When talking story grows up and really, truly comes to the workplace with us, we will enjoy another kind of evolution, one in the way we communicate with each other and create a larger verbal asset. Our ancestors had a great word for this: They called this ‘asset’ the mo‘ōlelo. Can you imagine how little we would know about our heritage today without it? What is the mo‘ōlelo we have stopped creating for Hawai‘i’s future generations?
7. Training Becomes Learning Constant, NOT Budget Luxury
Business has a very annoying habit, one we fall into way, way too often: The moment money is tight, training gets cut from the budget in our first wave of belt-tightening. No need for me to go into why that is a very bad idea; we all know it, yet we do it anyway.
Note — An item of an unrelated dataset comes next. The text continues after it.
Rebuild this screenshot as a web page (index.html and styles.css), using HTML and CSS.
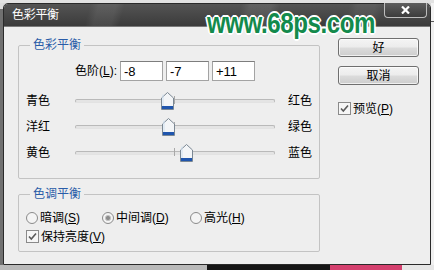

I think that shifting our vocabulary might help us break this habit once and for all. Equate ‘training’ with learning from now on (in fact, replace the word totally), for you certainly wouldn’t cut continuous learning from your budget, would you? (Auwe” we’d be in really deep kim chee then!)
In 2009, please set this goal: Learning will be inculcated into our organizational culture as a non-negotiable constant and sacred essential. And by the way, more seminars don’t constitute learning either; we’ll talk about ‘Ike loa (the Hawaiian value of learning) more as time goes by.
Let’s Talk Story:
What are the trends that YOU hope will emerge?
What are the intentions YOU plan to set in motion early in 2009?
I am pretty confident that we WILL see a lot of these things, for business has no choice if it is to survive and get healthy again.
What I wish for most? That the big business we call Hawai‘i government is the first to lead the way in each of these areas. The willingness to discard their comfort zones, partisan alliances and “incumbency mindset” is THE leadership courage we need from them most.